Hace un año y pocos días vivía en Paiporta. Podría parar aquí y ya estaría todo explicado. C’est fini. Pero no. Estaba de alquiler en un bajo porque trabajaba en una subcontrata del Estado haciendo labores de mantenimiento de carreteras. La DANA le pilló en Murcia, visitando a un familiar, y al volver no tenía nada. Su familia es del norte de Valencia y él ha vivido casi toda su vida en la Región, pero después de octubre del 24 tuvo que quedar refugiado en casa de sus primos. “Me cobraron, tío. Me cobraban cinco euros cada vez que me duchaba, diez euros al día por dormir con ellos y otros diez por la comida”. Resulta que no solo hubo un hijo de puta aquellos días.

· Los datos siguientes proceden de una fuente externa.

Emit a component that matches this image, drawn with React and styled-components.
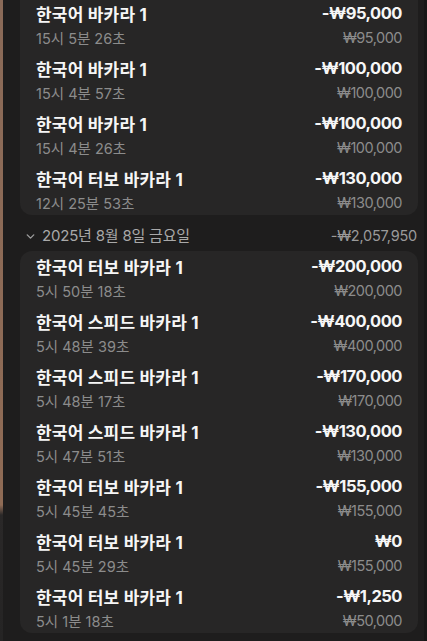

No le pregunté nada más porque ya me había contado lo suficiente. Siguió hablándome un rato, de cosas que no recuerdo bien, y al final me despedí con esa torpeza con la que uno se aleja sabiendo que no puede hacer mucho. Juan te mira como si quisiese disculparse por seguir existiendo. Y pienso en lo frágil que es todo, en lo poco que hace falta para que una vida entera se desmonte y acabe reducida a un banco, una mirada y a un recuerdo que ya no se puede ver porque también te lo han robado. Ayer me vino a decir que necesitaba una bicicleta para irse a trabajar al campo. Tiene que recorrer toda la ciudad hasta el chaflán del Rollo en el que recogen a currantes todos los días para recoger fruta a destajo en el campo de Cartagena. No sé si la ha conseguido, pero esta mañana al pasar por el jardín ya no estaba.